Reputation: 53
I'm looking to calculate least squares linear regression from an N by M matrix and a set of known, ground-truth solutions, in a N-1 matrix. From there, I'd like to get the slope, intercept, and residual value of each regression. Basic idea being, I know the actual value of that should be predicted for each sample in a row of N, and I'd like to determine which set of predicted values in a column of M is most accurate using the residuals.

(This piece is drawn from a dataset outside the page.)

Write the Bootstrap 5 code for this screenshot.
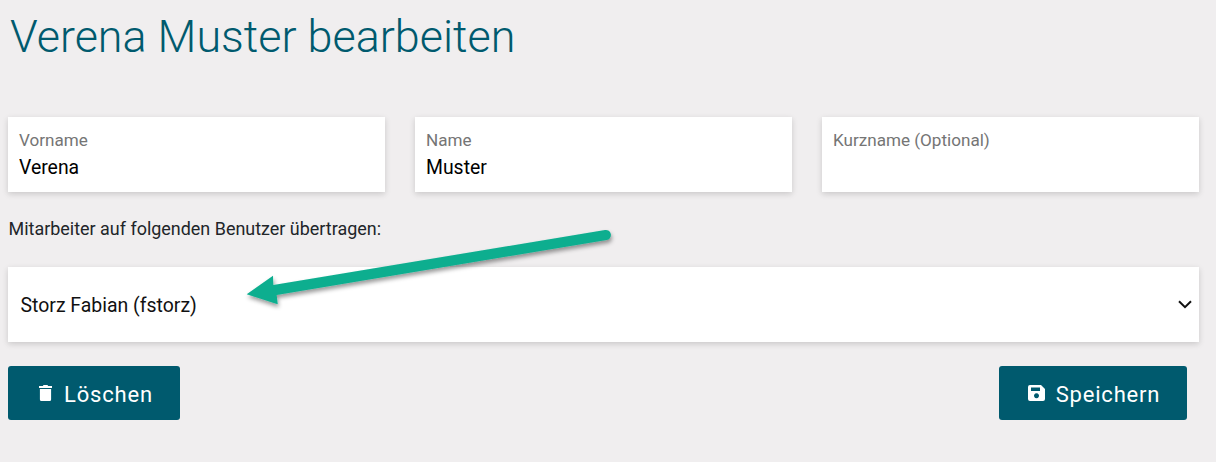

I don't describe matrices well, so here's a drawing:
(N,M) matrix with predicted values for each row N
in each column of M...
##NOTE: Values of M and N are not actually 4 and 3, just examples
4 columns in "M"
[1, 1.1, 0.8, 1.3]
[2, 1.9, 2.2, 1.7] 3 rows in "N"
[3, 3.1, 2.8, 3.3]
(1,N) matrix with actual values of N
[1]
[2] Actual value of each sample N, in a single column
[3]
So again, for clarity's sake, I'm looking to calculate the lstsq regression between each column of the (N,M) matrix and the (1,N) matrix.
For instance, the regression between
[1] and [1]
[2] [2]
[3] [3]
then the regression between
[1] and [1.1]
[2] [1.9]
[3] [3.1]
and so on, outputting the slope, intercept, and standard error (average residual) for each regression calculated.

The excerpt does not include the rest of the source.